RSAA Colloquia / Seminars / Feast-of-Facts: Thursday, 13 June 2019, 11:00-12:00; Duffield Lecture Theatre


Glenn van de Ven

"The colourful past and dark side of galaxies unveiled through population-dynamics of their stars"

Driven by gravity, galaxies continuously grow through accretion of smaller systems. Stellar streams are nice illustrations of this hierarchical build-up, but the accreted stars quickly disperse. I will present advanced dynamical models that can convert the observed positions and velocities of the accreted stars to phase-space quantities like energy and angular momentum which remain conserved. In addition, these models can include the observed chemical properties of stars which are also conserved. The resulting population-dynamical models allow us then to uncover even those accretion events which are now fully dispersed. At the same time, these models also accurately constrain the total mass distribution, including a central black hole and dark matter halo.
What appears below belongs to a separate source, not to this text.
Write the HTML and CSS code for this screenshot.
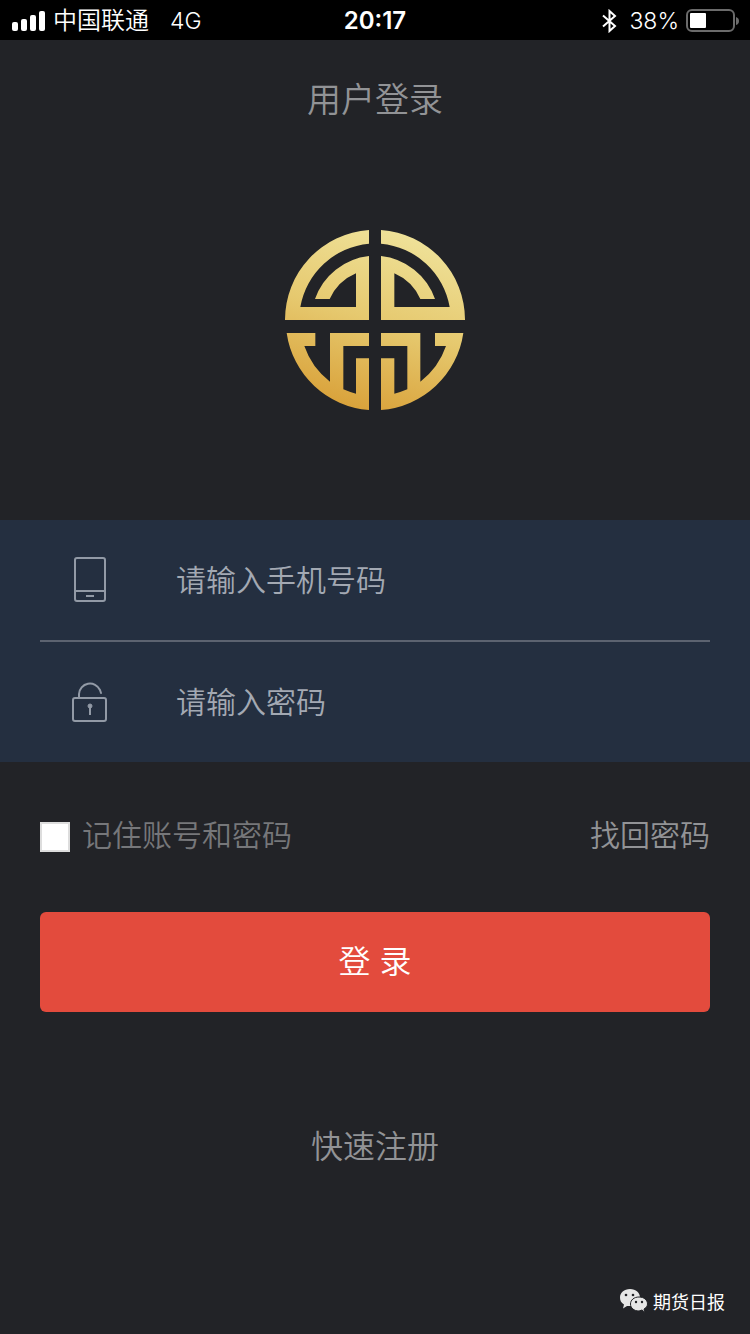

I will illustrate how these models make optimally use of observations to unveil the colourful past and dark side of galaxies: from unveiling their complex orbital distribution, to uncovering the satellite accretion history, to dark-matter dominated dwarf spheroidal galaxies having suffered interactions and even mergers. By the end, I aim to have demonstrated that these models provide a unique bridge between the studies of resolved stars in the Milky Way and integrated-light of high-redshifts galaxies. Together with direct coupling to state-of-the-art galaxy formation simulations, these population-dynamical models enable us to uncover the hierarchical build-up of galaxies in a cosmological context.